A good summary and post-game analysis.
This focuses less on the situation with Hoke and more on just the game, but another good game summary.
Great coaches make bad scenarios and flawed teams look good. They pull wins out of thin air. Bad coaches do the opposite of that. It's becoming baldly obvious that Hoke is not a good coach.
With that said, Hoke said some good things in his postgame. He talked about being competitive (himself, not the team), and trying to impress upon the team what turnovers can do. I even like his desire to protect the student athletes from criticism, and taking them himself. That was all fine.
Flooding at the Big House...#Utah at #Michigan in delay (needless to say) pic.twitter.com/cfsrLGg5ua
— Joel Klatt (@joelklatt) September 20, 2014
A lot of fans did just that. I've talked about pressure a lot, and it's now time for the brunt of an entire fan base's pressure to be felt by those at the very top. This is not acceptable at Michigan, and it will be changed if the fans are going to continue to support anything that has David Hoke Brandon's (yes, that is his middle name) fingerprints on it.
Brady Hoke is trending even further down, and he's accompanied by the offensive line and the starting quarterback.
The Wolverines defense has now held all four teams to below 300 yards, while the reigning champions Florida State has allowed well over 300 in all three of its games. This is a rough comparison, but this ultimately points to the extreme power of turnovers to deciding games. Michigan has looked "in neutral," or worse, because of now 12 turnovers in four games. Some have questioned whether Michigan even has the athletes to compete with teams like Utah, and that's something I haven't lost faith in. But turnovers destroy teams. Offenses can't get in a rhythm, defenses can't catch their breath.
Somewhere deep on the Internets, I believe I'm on record as calling DG one of the fifteen best quarterbacks in the country. But I think Shane should start. I think it would be important to send a message that nobody on the team is safe if they turn the ball over - and this team deeply, seriously, extremely needs that message, loud and clear. At every level of football, athleticism is both invaluable, and a bit overrated. Especially in the NFL, durability and smarts, not athleticism, rule the day. If Morris is a game manager, and protects the ball, he would give the running game some time to work and wear down opposing teams.

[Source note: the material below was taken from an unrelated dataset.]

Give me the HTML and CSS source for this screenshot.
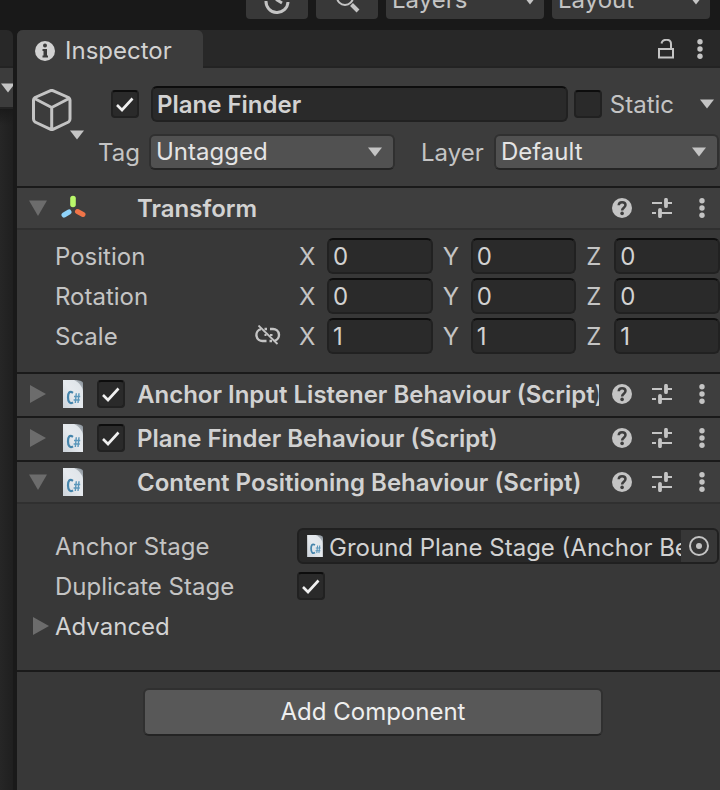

The three running backs that took carries produced 83 yards on 21 carries - almost 4.0 yards a pop, with 0 turnovers, which is actually better than what Gardner and Morris produced through the air and on the ground. Between 39 throws and 14 carries, DG and Morris had 4.3 yards a play and 4 turnovers. Nussmeier needs to explore what these running backs can do and in turn get his quarterback to benefit from eight in the box and safeties keying on the run. Any physical run game would bear more fruit in the fourth quarter, but once again Michigan was stuck throwing to catch up. Nineteen of the twenty plays that Michigan ran in the fourth were either a pass, quarterback run, or sack. Justice Hayes had one carry for 3 yards. In a way, the answer to DG vs. Shane should be - the running backs.
This is getting into what I think the real failure of this team has been: its recipe. In general, teams try to find a recipe that makes them hard to stop. The Lions drafted yet another tight end, but there was a method to their madness - as they started pulling out three-tight end looks that were hard to defend against the New York Giants. Ameer Abdullah's running, combined with Tommy Armstrong's running, is hard to defend. Hernandez and Gronkowski were almost impossible to defend.
My point is that, with this Michigan defense, some good and steady running, and leaning on the quarterback position less overall, things start to open up for whoever the quarterback is. Nussmeier is trying underneath stuff to protect his line and his quarterback, and it's ultimately falling apart. Ideally, Michigan would have a very soft hand and adept coach who could navigate a two-quarterback situation with grace. Both quarterbacks have a chance to challenge the other. But somehow, the coaches have pulled the lowest common denominator out of two talented players. Gardner has played terribly next to his ceiling, and Shane has looked no better. And yet, we're still wondering about this quartet of running backs, all of whom still have season averages of better than five yards a carry. Give the ball to Shane, let him hand off to our backs, and play Devin too for long stretches - but fix this recipe. The quarterbacks consumed 53 plays, and the running backs 21. It's insane.
Those who stayed. pic.twitter.com/eEHK3xYFPI
— Alejandro Zúñiga (@ByAZuniga) September 21, 2014
There's something about football in rain, or snow. It feels right.